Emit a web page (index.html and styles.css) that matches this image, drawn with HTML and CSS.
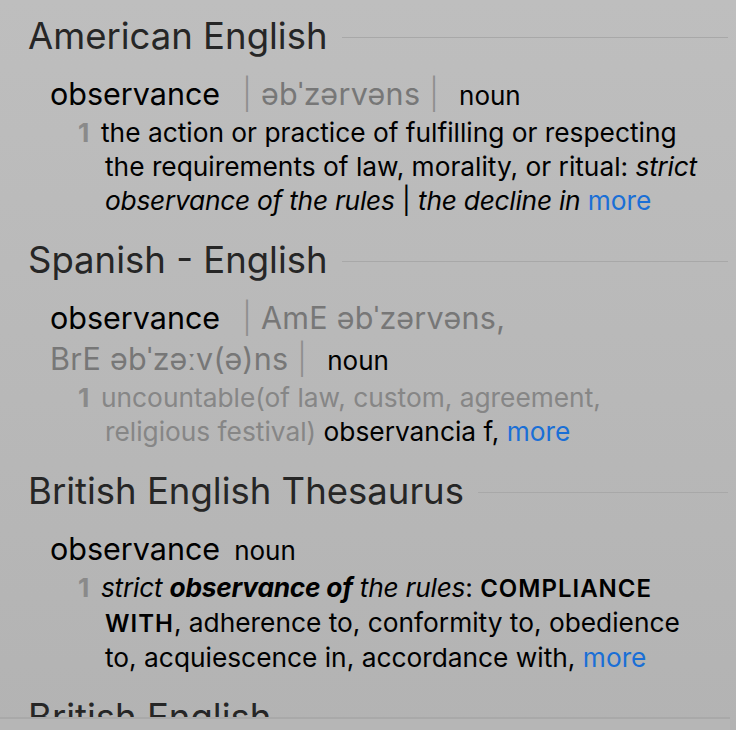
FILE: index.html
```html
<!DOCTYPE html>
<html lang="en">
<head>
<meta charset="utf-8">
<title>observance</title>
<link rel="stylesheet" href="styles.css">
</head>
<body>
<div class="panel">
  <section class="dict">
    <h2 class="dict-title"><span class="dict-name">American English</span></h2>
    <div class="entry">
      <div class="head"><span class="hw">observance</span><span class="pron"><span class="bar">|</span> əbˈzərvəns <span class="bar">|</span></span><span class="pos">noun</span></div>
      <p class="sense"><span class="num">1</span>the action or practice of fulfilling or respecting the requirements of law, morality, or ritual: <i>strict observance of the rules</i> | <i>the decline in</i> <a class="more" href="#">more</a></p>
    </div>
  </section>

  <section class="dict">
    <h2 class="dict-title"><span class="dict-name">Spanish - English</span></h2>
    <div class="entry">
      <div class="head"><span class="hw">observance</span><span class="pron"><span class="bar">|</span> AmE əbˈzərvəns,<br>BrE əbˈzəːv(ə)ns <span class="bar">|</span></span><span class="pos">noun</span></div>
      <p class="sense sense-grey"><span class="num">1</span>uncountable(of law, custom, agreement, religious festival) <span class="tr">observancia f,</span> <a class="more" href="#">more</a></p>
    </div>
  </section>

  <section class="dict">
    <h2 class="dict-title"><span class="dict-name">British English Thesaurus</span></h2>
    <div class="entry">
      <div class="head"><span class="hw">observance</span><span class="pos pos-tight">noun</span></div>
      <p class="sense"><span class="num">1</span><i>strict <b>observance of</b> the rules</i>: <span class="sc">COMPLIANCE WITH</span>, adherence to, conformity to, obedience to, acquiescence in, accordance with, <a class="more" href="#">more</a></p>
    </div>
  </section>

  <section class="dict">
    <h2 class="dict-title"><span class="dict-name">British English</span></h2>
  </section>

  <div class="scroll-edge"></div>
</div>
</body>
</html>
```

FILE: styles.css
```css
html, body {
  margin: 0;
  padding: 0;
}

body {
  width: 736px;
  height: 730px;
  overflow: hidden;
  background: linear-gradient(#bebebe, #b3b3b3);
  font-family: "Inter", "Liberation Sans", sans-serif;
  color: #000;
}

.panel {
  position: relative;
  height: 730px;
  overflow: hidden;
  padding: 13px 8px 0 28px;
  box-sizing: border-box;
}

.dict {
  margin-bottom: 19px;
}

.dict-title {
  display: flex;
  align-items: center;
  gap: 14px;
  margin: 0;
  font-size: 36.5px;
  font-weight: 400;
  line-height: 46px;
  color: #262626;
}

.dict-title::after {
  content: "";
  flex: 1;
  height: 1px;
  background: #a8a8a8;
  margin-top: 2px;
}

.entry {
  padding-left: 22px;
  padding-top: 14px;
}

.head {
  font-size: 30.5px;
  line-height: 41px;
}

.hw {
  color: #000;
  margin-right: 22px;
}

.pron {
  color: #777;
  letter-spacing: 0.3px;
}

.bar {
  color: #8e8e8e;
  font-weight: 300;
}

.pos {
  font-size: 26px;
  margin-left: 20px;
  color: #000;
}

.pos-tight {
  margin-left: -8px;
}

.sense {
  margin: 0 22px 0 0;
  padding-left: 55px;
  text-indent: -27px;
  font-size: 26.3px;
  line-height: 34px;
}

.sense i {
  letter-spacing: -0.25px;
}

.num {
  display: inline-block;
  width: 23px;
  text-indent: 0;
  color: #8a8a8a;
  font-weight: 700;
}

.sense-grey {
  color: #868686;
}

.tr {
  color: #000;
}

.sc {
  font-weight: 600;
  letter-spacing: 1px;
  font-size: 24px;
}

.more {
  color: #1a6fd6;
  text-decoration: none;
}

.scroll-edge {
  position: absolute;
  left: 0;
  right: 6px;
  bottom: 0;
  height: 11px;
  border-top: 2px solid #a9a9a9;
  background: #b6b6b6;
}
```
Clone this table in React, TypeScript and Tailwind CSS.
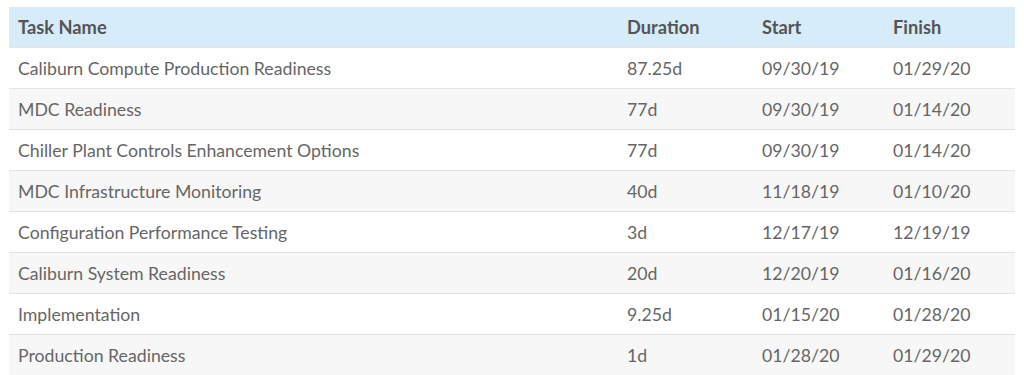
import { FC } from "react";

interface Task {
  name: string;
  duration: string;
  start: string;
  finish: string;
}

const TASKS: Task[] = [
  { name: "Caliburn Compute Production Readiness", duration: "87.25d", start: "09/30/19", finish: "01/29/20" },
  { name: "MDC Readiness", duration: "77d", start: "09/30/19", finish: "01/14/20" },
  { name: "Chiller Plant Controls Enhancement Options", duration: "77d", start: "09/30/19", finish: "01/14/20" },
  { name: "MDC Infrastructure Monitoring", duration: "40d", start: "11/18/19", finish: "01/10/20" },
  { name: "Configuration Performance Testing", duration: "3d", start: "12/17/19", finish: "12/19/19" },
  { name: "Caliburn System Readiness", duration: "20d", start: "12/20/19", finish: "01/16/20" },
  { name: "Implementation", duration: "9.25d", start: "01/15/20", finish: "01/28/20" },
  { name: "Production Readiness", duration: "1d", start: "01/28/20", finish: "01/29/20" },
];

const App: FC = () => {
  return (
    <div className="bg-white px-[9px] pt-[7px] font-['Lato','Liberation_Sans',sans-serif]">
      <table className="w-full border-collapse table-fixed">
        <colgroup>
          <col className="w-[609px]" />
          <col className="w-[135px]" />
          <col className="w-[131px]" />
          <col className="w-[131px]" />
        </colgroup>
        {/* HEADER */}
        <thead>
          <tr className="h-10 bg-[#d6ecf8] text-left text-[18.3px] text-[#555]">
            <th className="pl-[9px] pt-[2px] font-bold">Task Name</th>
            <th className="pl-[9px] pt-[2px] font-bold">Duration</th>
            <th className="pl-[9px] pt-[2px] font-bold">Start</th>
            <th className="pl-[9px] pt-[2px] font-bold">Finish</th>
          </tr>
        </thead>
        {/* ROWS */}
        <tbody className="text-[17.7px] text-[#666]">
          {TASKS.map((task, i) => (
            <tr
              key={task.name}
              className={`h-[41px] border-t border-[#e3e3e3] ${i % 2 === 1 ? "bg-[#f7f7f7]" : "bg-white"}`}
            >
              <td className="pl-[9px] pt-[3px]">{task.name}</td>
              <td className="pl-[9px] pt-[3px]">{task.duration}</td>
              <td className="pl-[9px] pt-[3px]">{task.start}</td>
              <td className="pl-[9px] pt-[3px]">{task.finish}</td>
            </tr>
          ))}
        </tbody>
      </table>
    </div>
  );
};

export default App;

+++

* **Your instructions**
Select, from the listing, all lines that include the word "this".

* **Completed exercise**
Emit a web page (index.html and styles.css) that matches this image, drawn with HTML and CSS.
Clone this table in React, TypeScript and Tailwind CSS.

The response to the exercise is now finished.